Once all the poems were designed, Vranas decided how to organize them and what order they would take, making groupings such as having four on the right or four in the middle, or four that used graphic tricks.
“It worked on a nice flow,” Vranas said. “You can feel the climate going from the east to the west, right in the middle we have (the title page) switching sides.”
A year in Oregon
Vranas started writing the poems in the summer of 2018 and continued throughout the year — or as he references in the subtitle: from when it was hot to when it got cold to when it got hot again. He finished them and put them on a shelf to focus on his wedding and his move to Pasadena, bringing them out again only once they were in quarantine.
“Every single poem I wrote in that year is in the book,” Vranas said. “Aside from little copy edits from my 1 a.m. brain to correct spellings, there were no real edits to any of the poems.”
He did write a prologue to introduce the book with three new poems, bringing the actual total to 66.
Writing the poetry helped him to think about nature and observe it in new ways.
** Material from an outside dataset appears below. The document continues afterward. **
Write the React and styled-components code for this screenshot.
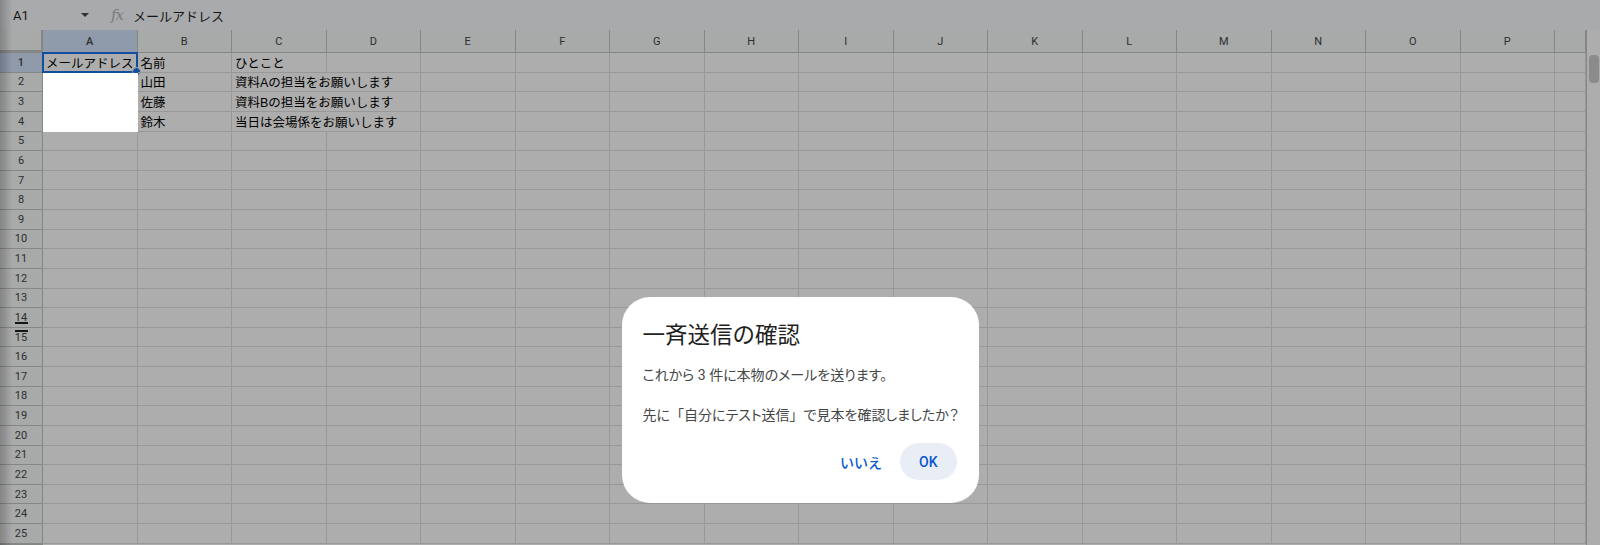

When he saw or experienced something, he pondered how to give it human elements, to find the metaphors that depict elements of nature.
“The trees are now armor and the snow on the mountain is now a helmet and the mountains are standing tall and defending against the storm that is coming,” Vranas said. “Now I could tell people Oregon is beautiful with green mountains with snow on top and lots of storms, but now it comes as something else, it becomes imaginative and I’m sharing that imagination with other people.”
The poetry he is working on now continues to use the 55575 model, but he is creating more narratives, this time with Pasadena influencing what he writes even though the new poetry is not specific to the city.
A transplant from Texas and then Oregon, he said he loves living in Pasadena — which he refers to as bungalow heaven with a really good view of the mountains.
He is working with a bookstore in Portland to create tourist events based on his poetry. He said he would love for people to tour the Pacific Northwest using his book as a guide.
Meanwhile, he will continue to write poetry as he pursues his career as a composer in Pasadena.